The King Tut: the all-powerful tut which carried all before it has thankfully gone. But can a Little Tut be rediscovered and reclaimed? At the moment, the tut has become too internalised and ineffective: a symbol of the widespread impotence many feel in public or exchanges with others.
There are going to be times when we need a little soft policing in public, from politics to all sorts of social situations. The society where every opinion can be expressed no matter how ignorant or offensive it is isn’t a happy place. We could already see in the generally positive experience of the indyref, the problems which can emerge when the boundaries of debate become more porous. This produced a kaleidoscope of views, many worthwhile, but it also allowed intolerance and verbal abuse. An anything goes culture allows platforms to people who revel in hurting others such as columnists Katie Hopkins and Rod Liddle.
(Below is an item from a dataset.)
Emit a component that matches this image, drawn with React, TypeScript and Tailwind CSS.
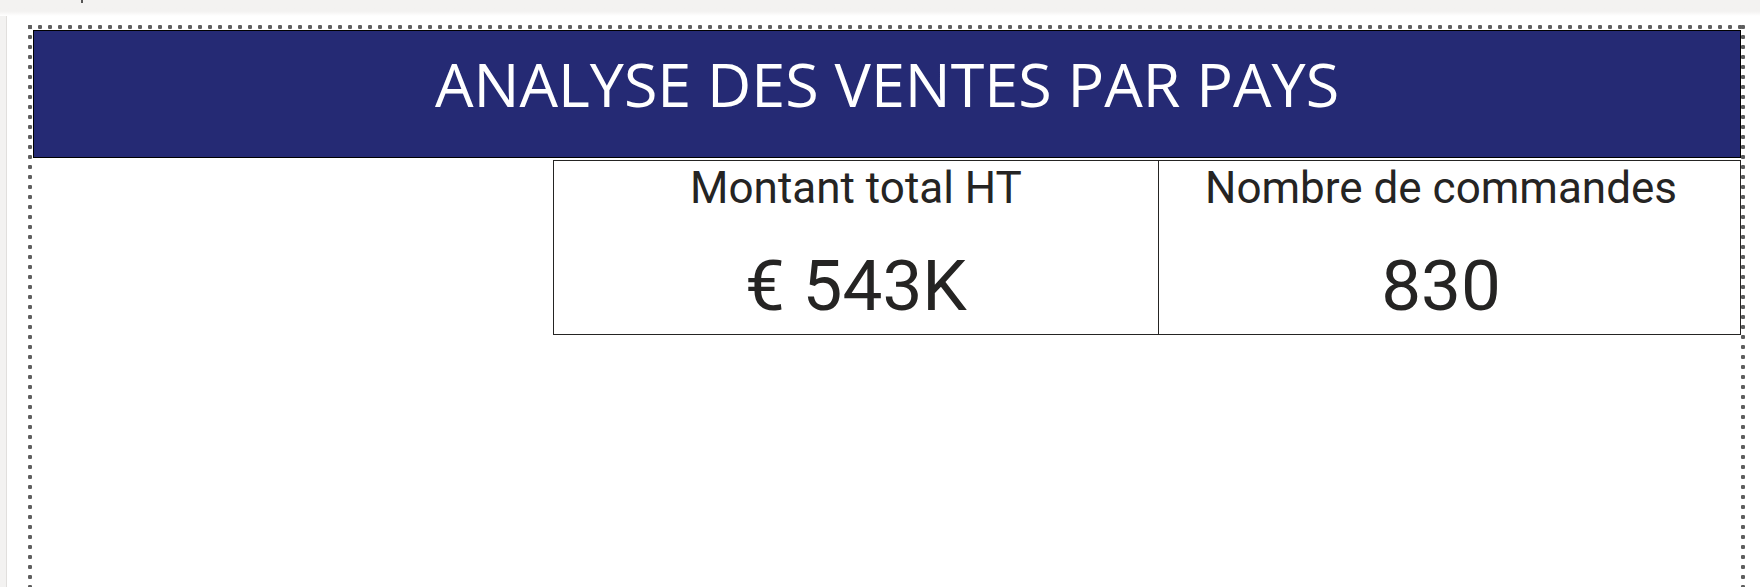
import React from "react";

const kpis = [
  { label: "Montant total HT", value: "€ 543K", cell: "w-[605px] border-r" },
  { label: "Nombre de commandes", value: "830", cell: "flex-1 pr-[17px]" },
];

const dotsX =
  "bg-[radial-gradient(circle_at_2px_2px,#5e5e5e_2px,transparent_2.4px)] bg-[length:10px_4px] bg-repeat-x";
const dotsY =
  "bg-[radial-gradient(circle_at_2px_2px,#5e5e5e_2px,transparent_2.4px)] bg-[length:4px_10px] bg-repeat-y";

const App = () => {
  return (
    <div className="w-[1760px] h-[587px] overflow-hidden bg-white flex flex-col">
      {/* top toolbar edge */}
      <div className="relative h-[16px] shrink-0 bg-gradient-to-b from-[#f3f2f1] from-70% to-white">
        <div className="absolute left-[81px] top-0 w-[2px] h-[3px] bg-[#555]"></div>
      </div>

      <div className="flex flex-1 min-h-0">
        <div className="w-[7px] shrink-0 bg-[#f3f2f1] border-r border-[#e1dfdd]"></div>

        <div className="flex-1 pl-[21px] pt-[9px]">
          {/* selected visual frame */}
          <div className="relative w-[1717px] h-full pl-[5px] pr-[4px] pt-[5px]">
            <div className={`absolute left-0 right-0 top-0 h-[4px] ${dotsX}`}></div>
            <div className={`absolute left-0 top-0 bottom-0 w-[4px] ${dotsY}`}></div>
            <div className={`absolute right-0 top-0 bottom-0 w-[4px] ${dotsY}`}></div>

            <div className="h-[128px] border border-black bg-[#252a74] pt-[22px] text-center">
              <h1 className="text-[61px] leading-none font-normal text-white font-['Open_Sans',sans-serif]">
                ANALYSE DES VENTES PAR PAYS
              </h1>
            </div>

            <div className="mt-[2px] flex justify-end">
              <div className="w-[1188px] h-[175px] border border-[#252423] flex font-['Roboto',sans-serif] text-[#252423]">
                {kpis.map((k) => (
                  <div
                    key={k.label}
                    className={`${k.cell} border-[#252423] flex flex-col items-center pt-[5px]`}
                  >
                    <p className="text-[44px] leading-none">{k.label}</p>
                    <p className="mt-[40px] text-[71px] leading-none">{k.value}</p>
                  </div>
                ))}
              </div>
            </div>
          </div>
        </div>
      </div>
    </div>
  );
};

export default App;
Every society and age likes to think it has changed and is more unique than it really is. Scotland has undergone dramatic change, but there are still some common threads and connections with the society of old which seems to have passed. There is still too much of a propensity to embrace groupthink and monoculture and not recognise it, denying the validity of others’ opinions, and excluding and marginalising those who are heretics or dissenters to prevailing wisdom.
There is a significant missing dimension to Scottish public life, and that is understanding the personal, relationships and private lives and mores. There are few serious cultural studies: Catriona Macdonald’s recent ‘Whaur Extremes Meet’ being a worthy exception. The anecdotal account of Moray McLaren’s ‘Understanding the Scots’, published in 1956, with its study of manners, language, culture and ‘Scottish delights’, has yet to be matched in modern times.
After the Scottish tut, we need to study in numerous ways, frivolous and not so frivolous, how we have and haven’t changed, and do so beyond politics and public life. Maybe time for a serious examination of the rise and fall of the Scottish Tut? Or setting the tut to music or theatre? Whatever its time to give it its place and moment in the sun again.